Verification of the MOOSE-based finite-element kinetic plasma simulation capability in FENIX

As magnetic confinement fusion (MCF) matures there is a need to accurately model plasma material interactions between the fusion plasma edge and plasma-facing components. The plasma edge can be modeled with a kinetic representation. To address this, a particle-in-cell (PIC) functionality is being developed within the open-source Multiphysics Object-Oriented Simulation Environment (MOOSE) as a part of the Fusion Energy Integrated Multiphys-X (FENIX) framework. This PIC capability serves as a general-purpose low temperature plasma modeling platform. This will enable massively parallel PIC simulations on unstructured meshes using the finite-element method. PIC simulations require several new capabilities: particle initialization, particle movement (updating positions and velocities) on an unstructured mesh, charge/current density mapping to the mesh, solution of field variables (based on particle locations), and mapping of field variables to particles.

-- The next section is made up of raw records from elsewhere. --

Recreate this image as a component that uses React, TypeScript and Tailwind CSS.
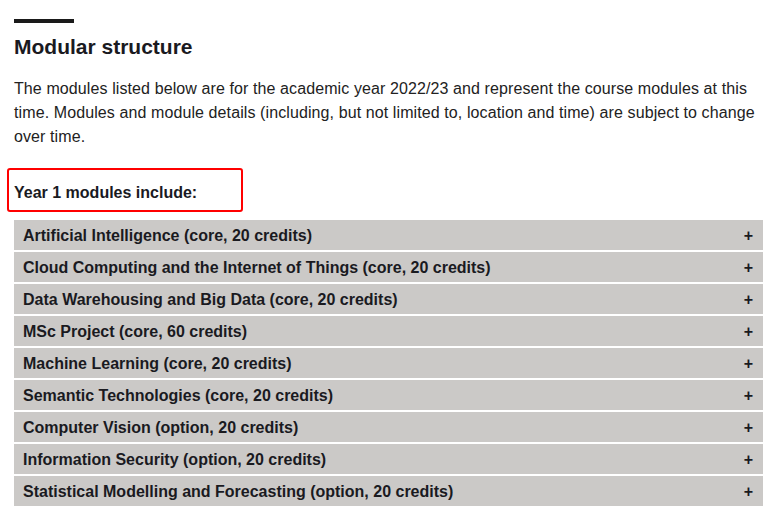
import React from "react";

const modules = [
  "Artificial Intelligence (core, 20 credits)",
  "Cloud Computing and the Internet of Things (core, 20 credits)",
  "Data Warehousing and Big Data (core, 20 credits)",
  "MSc Project (core, 60 credits)",
  "Machine Learning (core, 20 credits)",
  "Semantic Technologies (core, 20 credits)",
  "Computer Vision (option, 20 credits)",
  "Information Security (option, 20 credits)",
  "Statistical Modelling and Forecasting (option, 20 credits)",
];

export default function App() {
  return (
    <div
      className="w-[772px] h-[513px] overflow-hidden bg-white text-[#1a1a1f]"
      style={{ fontFamily: '"Liberation Sans", Arial, sans-serif' }}
    >
      <div className="pl-[14px] pr-[9px] pt-[19px]">
        <div className="w-[60px] h-[4px] bg-[#1a1a1a]" />
        <h2 className="mt-[10px] text-[21px] leading-[28px] font-bold">Modular structure</h2>
        <p className="mt-[16px] text-[16px] leading-[24px] tracking-[0.1px] text-[#222]">
          The modules listed below are for the academic year 2022/23 and represent the course modules at this
          time. Modules and module details (including, but not limited to, location and time) are subject to change
          over time.
        </p>
        <div className="-ml-[7px] mt-[19px] w-[236px] h-[44px] border-2 border-[#ff0000] rounded-[3px] flex items-center pl-[5px] pt-[6px]">
          <span className="text-[16px] font-bold leading-[20px]">Year 1 modules include:</span>
        </div>
        <div className="mt-[8px] flex flex-col gap-[2px]">
          {modules.map((m) => (
            <div
              key={m}
              className="h-[30px] bg-[#cbc9c7] flex items-center justify-between pl-[9px] pr-[10px] pt-[2px]"
            >
              <span className="text-[16px] font-bold leading-[20px]">{m}</span>
              <span className="text-[16px] font-bold leading-[20px]">+</span>
            </div>
          ))}
        </div>
      </div>
    </div>
  );
}
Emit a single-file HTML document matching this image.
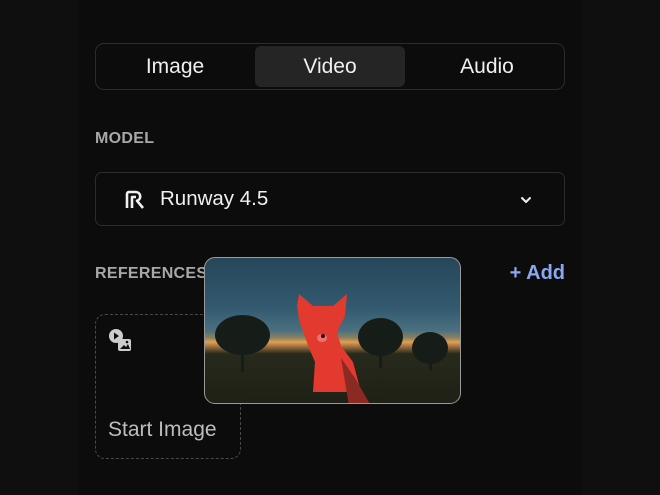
<!DOCTYPE html>
<html><head><style>
*{margin:0;padding:0;box-sizing:border-box}
body{width:660px;height:495px;background:#0f0f0f;font-family:"Liberation Sans",sans-serif;position:relative;overflow:hidden}
.panel{position:absolute;left:78px;top:0;width:504px;height:495px;background:#0c0c0c}
.seg{position:absolute;left:95px;top:43px;width:470px;height:47px;border:1px solid #2c2c2c;border-radius:9px}
.seg div{position:absolute;top:0;height:45px;line-height:46px;color:#f0f0f0;font-size:21px;text-align:center}
.lbl{position:absolute;color:#a8a8a8;font-size:16px;font-weight:bold;letter-spacing:.3px}
.sel{position:absolute;left:95px;top:172px;width:470px;height:54px;border:1px solid #2c2c2c;border-radius:7px}
.drop{position:absolute;left:95px;top:314px;width:146px;height:145px;border:1.5px dashed #4a4a4a;border-radius:10px}
.pic{position:absolute;left:204px;top:257px;width:257px;height:147px;border:1.5px solid #9a9a9a;border-radius:11px;overflow:hidden;
background:linear-gradient(180deg,#27465a 0%,#335a70 35%,#4a7080 50%,#8a8060 55%,#e0a050 58%,#a07040 61%,#272a1c 66%,#1f2016 100%)}
.tree{position:absolute;background:#161c18;border-radius:50%}
.trunk{position:absolute;background:#161c18;width:3px}
</style></head><body>
<div class="panel"></div>
<div class="seg">
 <div style="left:0;width:158px">Image</div>
 <div style="left:159px;top:2px;height:41px;line-height:42px;width:150px;background:#252525;border-radius:6px">Video</div>
 <div style="left:312px;width:158px">Audio</div>
</div>
<div class="lbl" style="left:95px;top:130px">MODEL</div>
<div class="sel">
 <svg style="position:absolute;left:28px;top:16px" width="22" height="22" viewBox="0 0 22 22" fill="none" stroke="#f0f0f0" stroke-width="2.6" stroke-linejoin="round"><path d="M3 19V5a2 2 0 0 1 2-2h7a4.5 4.5 0 0 1 1 8.8L19 19M8 19V8h4"/></svg>
 <div style="position:absolute;left:64px;top:14px;color:#f0f0f0;font-size:20.5px">Runway 4.5</div>
 <svg style="position:absolute;left:423px;top:20px" width="14" height="14" viewBox="0 0 14 14" fill="none" stroke="#f0f0f0" stroke-width="2" stroke-linecap="round" stroke-linejoin="round"><path d="M3 5l4 4 4-4"/></svg>
</div>
<div class="lbl" style="left:95px;top:265px">REFERENCES</div>
<div style="position:absolute;right:95px;top:262px;color:#8aa8f0;font-size:20px;font-weight:bold">+ Add</div>
<div class="drop">
 <svg style="position:absolute;left:12px;top:13px" width="26" height="26" viewBox="0 0 26 26"><circle cx="8" cy="8" r="7" fill="#ccc"/><path d="M6 4.5v7l5-3.5z" fill="#0c0c0c"/><rect x="10" y="11" width="13" height="12" rx="2" fill="#ccc"/><path d="M12 21l4-4 2 2 2-3 2 5z" fill="#0c0c0c"/><circle cx="19" cy="14" r="1.3" fill="#0c0c0c"/></svg>
 <div style="position:absolute;left:12px;top:103px;color:#bdbdbd;font-size:21px">Start Image</div>
</div>
<div class="pic">
 <div class="tree" style="left:10px;top:57px;width:55px;height:40px"></div><div class="trunk" style="left:36px;top:92px;height:22px"></div>
 <div class="tree" style="left:153px;top:60px;width:45px;height:38px"></div><div class="trunk" style="left:174px;top:95px;height:15px"></div>
 <div class="tree" style="left:207px;top:74px;width:36px;height:32px"></div><div class="trunk" style="left:224px;top:100px;height:12px"></div>
 <svg style="position:absolute;left:90px;top:36px" width="110" height="112" viewBox="0 0 110 112"><path d="M4 0l14 12h20l14-12-2 22-8 16 4 14 12 16 8 30H18l2-30-6-14L4 26 2 12z" fill="#e33a30"/><path d="M46 64l14 20 16 28H54z" fill="#8a2a22"/><ellipse cx="27" cy="44" rx="5" ry="4" fill="#f07070"/><circle cx="28" cy="42" r="2" fill="#2a0e0c"/></svg>
</div>
</body></html>
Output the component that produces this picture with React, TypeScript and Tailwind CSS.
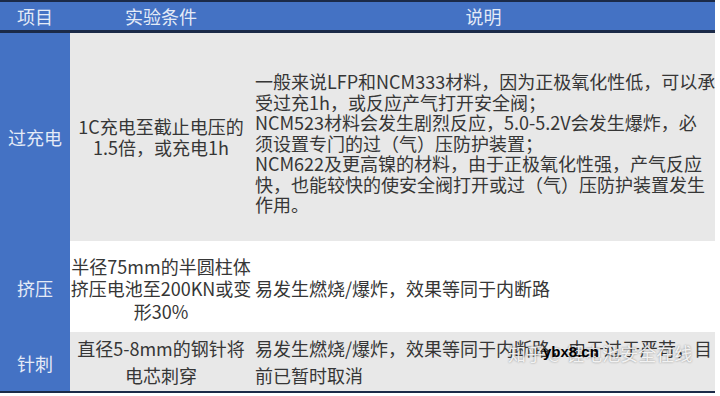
const font = "font-['Noto_Sans_CJK_SC','Noto_Sans',sans-serif]";

const overcharge = [
  "一般来说LFP和NCM333材料，因为正极氧化性低，可以承",
  "受过充1h，或反应产气打开安全阀；",
  "NCM523材料会发生剧烈反应，5.0-5.2V会发生爆炸，必",
  "须设置专门的过（气）压防护装置；",
  "NCM622及更高镍的材料，由于正极氧化性强，产气反应",
  "快，也能较快的使安全阀打开或过（气）压防护装置发生",
  "作用。",
];

function Lines({ lines }: { lines: string[] }) {
  return (
    <>
      {lines.map((l) => (
        <div key={l} className="whitespace-nowrap">
          {l}
        </div>
      ))}
    </>
  );
}

export default function App() {
  return (
    <div className={`relative w-[720px] h-[396px] bg-white overflow-hidden text-[18px] ${font}`}>
      <div className="w-[715px] border-t-2 border-b-2 border-[#1b2a48]">
        {/* header */}
        <div className="grid grid-cols-[70px_182px_1fr] h-[31px] bg-[#4472c4] border-b-[3px] border-[#1b2a48] text-[#e4ebf7] leading-[28px]">
          <div className="text-center">项目</div>
          <div className="text-center">实验条件</div>
          <div className="text-center">说明</div>
        </div>

        {/* 过充电 */}
        <div className="grid grid-cols-[70px_182px_1fr] h-[208px] bg-[#e8e8e8] text-[#363636]">
          <div className="bg-[#4472c4] text-[#e4ebf7] flex items-center justify-center">过充电</div>
          <div className="flex flex-col items-center justify-center text-center leading-[21px]">
            <Lines lines={["1C充电至截止电压的", "1.5倍，或充电1h"]} />
          </div>
          <div className="flex flex-col justify-center pl-[3px] pt-[12px] leading-[20.5px]">
            <Lines lines={overcharge} />
          </div>
        </div>

        {/* 挤压 */}
        <div className="grid grid-cols-[70px_182px_1fr] h-[91px] bg-white text-[#363636]">
          <div className="bg-[#4472c4] text-[#e4ebf7] flex items-center justify-center pt-1">挤压</div>
          <div className="flex flex-col items-center justify-center text-center pt-1 leading-[22.5px]">
            <Lines lines={["半径75mm的半圆柱体", "挤压电池至200KN或变", "形30%"]} />
          </div>
          <div className="flex flex-col justify-center pl-[3px] pt-1">
            <Lines lines={["易发生燃烧/爆炸，效果等同于内断路"]} />
          </div>
        </div>

        {/* 针刺 */}
        <div className="grid grid-cols-[70px_182px_1fr] h-[59px] bg-[#e8e8e8] text-[#363636]">
          <div className="bg-[#4472c4] text-[#e4ebf7] flex items-center justify-center pt-1">针刺</div>
          <div className="flex flex-col items-center justify-center text-center leading-[27px]">
            <Lines lines={["直径5-8mm的钢针将", "电芯刺穿"]} />
          </div>
          <div className="flex flex-col justify-center pl-[3px] leading-[27px]">
            <Lines lines={["易发生燃烧/爆炸，效果等同于内断路，由于过于严苛，目", "前已暂时取消"]} />
          </div>
        </div>
      </div>

      {/* watermark */}
      <div className="absolute left-[508px] top-[340px] flex items-center gap-1 text-[18px] text-white/85 [text-shadow:0_0_2px_rgba(0,0,0,0.45)] whitespace-nowrap">
        <span>知乎</span>
        <span className="text-[15px]">@</span>
        <span>锂电池安全在线</span>
      </div>
      <div className="absolute left-[543px] top-[342px] text-[15px] font-bold text-black font-['Liberation_Sans',sans-serif] leading-[20px]">
        ybx8.cn
      </div>
    </div>
  );
}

Moreover, to meet the high software quality assurance requirements of MOOSE, a suite of verification problems is being developed, including convergence studies that demonstrate particle initialization following the expected convergence rate of O(N^-½) to a known solution with increasing particle count, N. Single particle motion follows second-order accuracy in time, as expected for the Boris algorithm, and the electrostatic potential solves with second-order accuracy, as expected for the finite-element basis functions being used.